*WHAT IS BEING ASKED*. Copy the lines of the data below exactly, starting at the first and stopping after the line that contains "asterisco son obligatorios.</p>"; include no pictures.

*DATASET SECTION*.
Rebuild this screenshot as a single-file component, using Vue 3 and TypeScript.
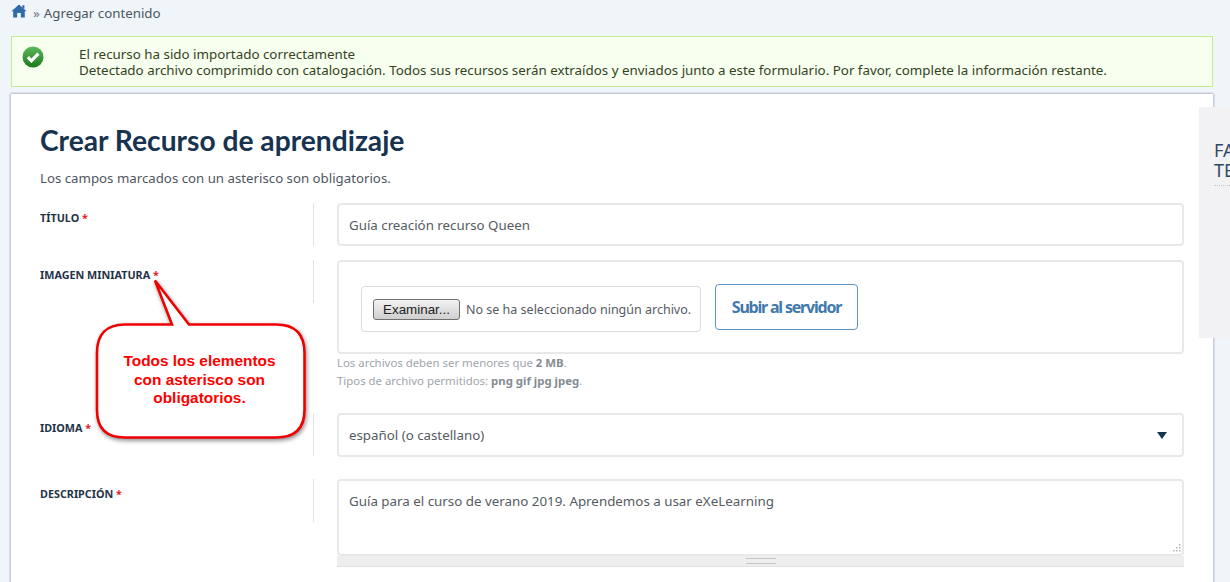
<script setup lang="ts">
const fileName = 'No se ha seleccionado ningún archivo.'
</script>

<template>
  <div class="page">
    <nav class="crumbs">
      <svg class="home" width="16" height="14" viewBox="0 0 16 14" aria-hidden="true">
        <path d="M8 0.5 L15.6 7.2 L13.8 7.2 L13.8 13.5 L9.8 13.5 L9.8 9 L6.2 9 L6.2 13.5 L2.2 13.5 L2.2 7.2 L0.4 7.2 Z" fill="#2f6ca8" />
        <rect x="11.4" y="1.2" width="2" height="3.4" fill="#2f6ca8" />
      </svg>
      <span class="sep">»</span>
      <span>Agregar contenido</span>
    </nav>

    <div class="message">
      <svg class="ok" width="22" height="22" viewBox="0 0 22 22" aria-hidden="true">
        <defs>
          <linearGradient id="okg" x1="0" y1="0" x2="0" y2="1">
            <stop offset="0" stop-color="#5cb85c" />
            <stop offset="1" stop-color="#1c7a1c" />
          </linearGradient>
        </defs>
        <circle cx="11" cy="11" r="10.5" fill="url(#okg)" />
        <path d="M5.8 11.2 L9.4 14.8 L16.4 7.6" fill="none" stroke="#fff" stroke-width="3.2" />
      </svg>
      <div class="message-text">
        <div>El recurso ha sido importado correctamente</div>
        <div>Detectado archivo comprimido con catalogación. Todos sus recursos serán extraídos y enviados junto a este formulario. Por favor, complete la información restante.</div>
      </div>
    </div>

    <main class="card">
      <h1>Crear Recurso de aprendizaje</h1>
      <p class="intro">Los campos marcados con un asterisco son obligatorios.</p>

      <div class="row row-title">
        <label class="label">TÍTULO <span class="req">*</span></label>
        <div class="field">
          <div class="box input">Guía creación recurso Queen</div>
        </div>
      </div>

      <div class="row row-image">
        <label class="label">IMAGEN MINIATURA <span class="req">*</span></label>
        <div class="field">
          <div class="box upload">
            <div class="file">
              <span class="browse">Examinar...</span>
              <span class="file-name">{{ fileName }}</span>
            </div>
            <span class="send">Subir al servidor</span>
          </div>
          <div class="help">
            <div>Los archivos deben ser menores que <b>2 MB</b>.</div>
            <div>Tipos de archivo permitidos: <b>png gif jpg jpeg</b>.</div>
          </div>
        </div>
      </div>

      <div class="row row-lang">
        <label class="label">IDIOMA <span class="req">*</span></label>
        <div class="field">
          <div class="box input select">
            <span>español (o castellano)</span>
            <i class="caret"></i>
          </div>
        </div>
      </div>

      <div class="row row-desc">
        <label class="label">DESCRIPCIÓN <span class="req">*</span></label>
        <div class="field">
          <div class="box area">
            Guía para el curso de verano 2019. Aprendemos a usar eXeLearning
            <svg class="resize" width="9" height="9" viewBox="0 0 9 9" aria-hidden="true">
              <g fill="#b5b5b5">
                <rect x="7" y="0" width="1.5" height="1.5" />
                <rect x="4" y="3" width="1.5" height="1.5" />
                <rect x="7" y="3" width="1.5" height="1.5" />
                <rect x="1" y="6" width="1.5" height="1.5" />
                <rect x="4" y="6" width="1.5" height="1.5" />
                <rect x="7" y="6" width="1.5" height="1.5" />
              </g>
            </svg>
          </div>
          <div class="grip"><i></i></div>
        </div>
      </div>
    </main>

    <aside class="side">
      <div class="side-title">FAVORITOS<br />TEMAS</div>
    </aside>

    <div class="callout">
      <svg width="222" height="176" viewBox="0 0 222 176" aria-hidden="true">
        <path class="callout-shape" d="M30 54.5 H77 L60 10.5 L94 54.5 H181 Q209.5 54.5 209.5 83 V140 Q209.5 167.5 181 167.5 H30 Q2 167.5 2 140 V83 Q2 54.5 30 54.5 Z" />
      </svg>
      <div class="callout-text">Todos los elementos<br />con asterisco son<br />obligatorios.</div>
    </div>
  </div>
</template>

<style>
html, body { margin: 0; background: #f0f5fa; overflow: hidden; }
</style>

<style scoped>
.page {
  position: relative;
  width: 1230px;
  height: 582px;
  overflow: hidden;
  background: #f0f5fa;
  font-family: "Noto Sans", "Open Sans", sans-serif;
  color: #4a4f55;
  padding: 0 0 0 11px;
  box-sizing: border-box;
}
.crumbs {
  height: 36px;
  display: flex;
  align-items: flex-start;
  gap: 6px;
  font-size: 13.3px;
  line-height: 26px;
  color: #4c5560;
}
.home { margin-top: 4px; }
.sep { color: #6d7680; margin-right: -2px; }
.message {
  width: 1202px;
  height: 51px;
  box-sizing: border-box;
  border: 1px solid #c5ec95;
  background: #f7ffee;
  display: flex;
  padding: 9px 0 0 10px;
  gap: 35px;
  color: #33421f;
  font-size: 13.37px;
  line-height: 15.5px;
}
.ok { flex: none; }
.message-text { white-space: nowrap; margin-top: 1px; }
.card {
  width: 1202px;
  height: 520px;
  margin-top: 7px;
  box-sizing: border-box;
  background: #fff;
  padding: 28px 29px 0;
  box-shadow: -1px 0 2px #b9bfcc, 1px 0 2px #b9bfcc, 0 -1px 2px #c9cdd8;
}
h1 {
  margin: 0;
  font-family: Lato, "Noto Sans", sans-serif;
  font-size: 28.2px;
  line-height: 36px;
  font-weight: 700;
  color: #17334f;
}
.intro {
  margin: 11px 0 0;
  font-size: 13.25px;
  line-height: 18px;
  color: #4f5660;
}
.row {
  display: grid;
  grid-template-columns: 273px 1fr;
  position: relative;
}
.row::before {
  content: "";
  position: absolute;
  left: 273px;
  top: 0;
  width: 1px;
  height: 43px;
  background: #e2e2e2;
}
.row-title { margin-top: 16px; }
.row-image { margin-top: 14px; }
.row-lang { margin-top: 23px; }
.row-desc { margin-top: 22px; }
.label {
  font-size: 10.8px;
  font-weight: 700;
  line-height: 16px;
  color: #1f3348;
  padding-top: 7px;
}
.req { color: #e02020; }
.field { margin-left: 24px; width: 847px; }
.box {
  box-sizing: border-box;
  border: 2px solid #e8e8e8;
  border-radius: 4px;
  background: #fff;
  font-size: 13.35px;
  color: #555b62;
}
.input {
  height: 43px;
  line-height: 41px;
  padding: 0 10px;
  font-size: 13.3px;
}
.select {
  display: flex;
  justify-content: space-between;
  align-items: center;
  height: 44px;
  padding: 1px 15px 0 10px;
}
.caret {
  width: 0;
  height: 0;
  border-left: 5.5px solid transparent;
  border-right: 5.5px solid transparent;
  border-top: 7px solid #17334f;
}
.upload {
  height: 94px;
  display: flex;
  align-items: flex-start;
  gap: 13px;
  padding-left: 22px;
}
.file {
  box-sizing: border-box;
  width: 340px;
  height: 46px;
  margin-top: 24px;
  border: 1px solid #dcdcdc;
  border-radius: 4px;
  display: flex;
  align-items: center;
  padding-left: 11px;
  gap: 6px;
  font-size: 12.5px;
  white-space: nowrap;
}
.browse {
  box-sizing: border-box;
  width: 87px;
  height: 21px;
  border: 1px solid #707070;
  border-radius: 3px;
  background: linear-gradient(#f2f2f2, #cfcfcf);
  color: #222;
  font: 13.4px/20px "Liberation Sans", sans-serif;
  text-align: center;
}
.send {
  box-sizing: border-box;
  width: 143px;
  height: 46px;
  margin-top: 22px;
  margin-left: 1px;
  border: 1px solid #5b93c4;
  border-radius: 4px;
  text-align: center;
  line-height: 44px;
  font-size: 16px;
  font-weight: 700;
  color: #3f79ad;
  letter-spacing: -1.2px;
}
.help {
  font-size: 11.4px;
  line-height: 18px;
  color: #a0a5ab;
  margin-top: 0;
}
.help b { color: #868c93; }
.area {
  position: relative;
  height: 77px;
  padding: 10px 10px;
  line-height: 20px;
}
.resize { position: absolute; right: 1px; bottom: 1px; }
.grip {
  height: 11px;
  background: #eeeeee;
  border-bottom: 1px solid #e2e2e2;
  display: flex;
  justify-content: center;
  align-items: center;
  box-sizing: border-box;
}
.grip i {
  width: 30px;
  height: 4px;
  border-top: 1px solid #c4c4c4;
  border-bottom: 1px solid #c4c4c4;
}
.side {
  position: absolute;
  left: 1199px;
  top: 107px;
  width: 31px;
  height: 231px;
  background: #f2f2f4;
  overflow: hidden;
  box-sizing: border-box;
  padding: 33px 0 0 15px;
}
.side-title {
  font-size: 18px;
  line-height: 20px;
  color: #2f4a66;
  white-space: nowrap;
  width: 200px;
  padding-bottom: 5px;
  border-bottom: 1px dotted #c8c8c8;
}
.callout {
  position: absolute;
  left: 95px;
  top: 270px;
  width: 222px;
  height: 176px;
}
.callout svg {
  display: block;
  filter: drop-shadow(1.5px 2px 2px rgba(0, 0, 0, 0.45));
}
.callout-shape { fill: #fff; stroke: #f00000; stroke-width: 2.6; stroke-linejoin: miter; }
.callout-text {
  position: absolute;
  left: 1px;
  top: 82px;
  width: 207px;
  text-align: center;
  font-family: "Liberation Sans", sans-serif;
  font-size: 15.4px;
  font-weight: 700;
  line-height: 18.5px;
  color: #ff0000;
}
</style>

*RESPONSE TO THIS EXERCISE*.
Rebuild this screenshot as a single-file component, using Vue 3 and TypeScript.
<script setup lang="ts">
const fileName = 'No se ha seleccionado ningún archivo.'
</script>

<template>
  <div class="page">
    <nav class="crumbs">
      <svg class="home" width="16" height="14" viewBox="0 0 16 14" aria-hidden="true">
        <path d="M8 0.5 L15.6 7.2 L13.8 7.2 L13.8 13.5 L9.8 13.5 L9.8 9 L6.2 9 L6.2 13.5 L2.2 13.5 L2.2 7.2 L0.4 7.2 Z" fill="#2f6ca8" />
        <rect x="11.4" y="1.2" width="2" height="3.4" fill="#2f6ca8" />
      </svg>
      <span class="sep">»</span>
      <span>Agregar contenido</span>
    </nav>

    <div class="message">
      <svg class="ok" width="22" height="22" viewBox="0 0 22 22" aria-hidden="true">
        <defs>
          <linearGradient id="okg" x1="0" y1="0" x2="0" y2="1">
            <stop offset="0" stop-color="#5cb85c" />
            <stop offset="1" stop-color="#1c7a1c" />
          </linearGradient>
        </defs>
        <circle cx="11" cy="11" r="10.5" fill="url(#okg)" />
        <path d="M5.8 11.2 L9.4 14.8 L16.4 7.6" fill="none" stroke="#fff" stroke-width="3.2" />
      </svg>
      <div class="message-text">
        <div>El recurso ha sido importado correctamente</div>
        <div>Detectado archivo comprimido con catalogación. Todos sus recursos serán extraídos y enviados junto a este formulario. Por favor, complete la información restante.</div>
      </div>
    </div>

    <main class="card">
      <h1>Crear Recurso de aprendizaje</h1>
      <p class="intro">Los campos marcados con un asterisco son obligatorios.</p>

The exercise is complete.